-- START Data block --

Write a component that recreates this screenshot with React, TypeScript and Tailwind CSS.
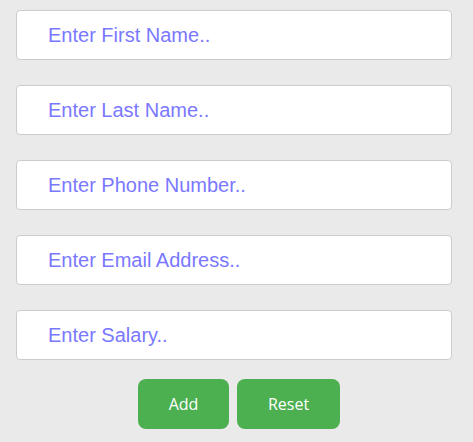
export default function App() {
  const fields = [
    "Enter First Name..",
    "Enter Last Name..",
    "Enter Phone Number..",
    "Enter Email Address..",
    "Enter Salary..",
  ];

  return (
    <div className="min-h-[442px] w-full bg-[#eaeaea] pt-[10px] font-['Liberation_Sans',Arial,sans-serif]">
      <form className="flex flex-col">
        <div className="flex flex-col gap-[25px] pl-4">
          {fields.map((f) => (
            <input
              key={f}
              type="text"
              placeholder={f}
              className="h-[50px] w-[436px] rounded-[4px] border border-[#cccccc] bg-white pl-[31px] text-[20px] text-[#333] outline-none placeholder:text-[#7a78ff]"
            />
          ))}
        </div>
        <div className="mt-[19px] flex gap-2 pl-[138px]">
          <button
            type="button"
            className="h-[50px] w-[91px] rounded-[8px] bg-[#4caf50] font-['Open_Sans',sans-serif] text-[16px] text-white"
          >
            Add
          </button>
          <button
            type="button"
            className="h-[50px] w-[103px] rounded-[8px] bg-[#4caf50] font-['Open_Sans',sans-serif] text-[16px] text-white"
          >
            Reset
          </button>
        </div>
      </form>
    </div>
  );
}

-- END Data block --

Written task - Return the material exactly as given, apart from the pictures.

Task solution -
Write a component that recreates this screenshot with React, TypeScript and Tailwind CSS.
export default function App() {
  const fields = [
    "Enter First Name..",
    "Enter Last Name..",
    "Enter Phone Number..",
    "Enter Email Address..",
    "Enter Salary..",
  ];

  return (
    <div className="min-h-[442px] w-full bg-[#eaeaea] pt-[10px] font-['Liberation_Sans',Arial,sans-serif]">
      <form className="flex flex-col">
        <div className="flex flex-col gap-[25px] pl-4">
          {fields.map((f) => (
            <input
              key={f}
              type="text"
              placeholder={f}
              className="h-[50px] w-[436px] rounded-[4px] border border-[#cccccc] bg-white pl-[31px] text-[20px] text-[#333] outline-none placeholder:text-[#7a78ff]"
            />
          ))}
        </div>
        <div className="mt-[19px] flex gap-2 pl-[138px]">
          <button
            type="button"
            className="h-[50px] w-[91px] rounded-[8px] bg-[#4caf50] font-['Open_Sans',sans-serif] text-[16px] text-white"
          >
            Add
          </button>
          <button
            type="button"
            className="h-[50px] w-[103px] rounded-[8px] bg-[#4caf50] font-['Open_Sans',sans-serif] text-[16px] text-white"
          >
            Reset
          </button>
        </div>
      </form>
    </div>
  );
}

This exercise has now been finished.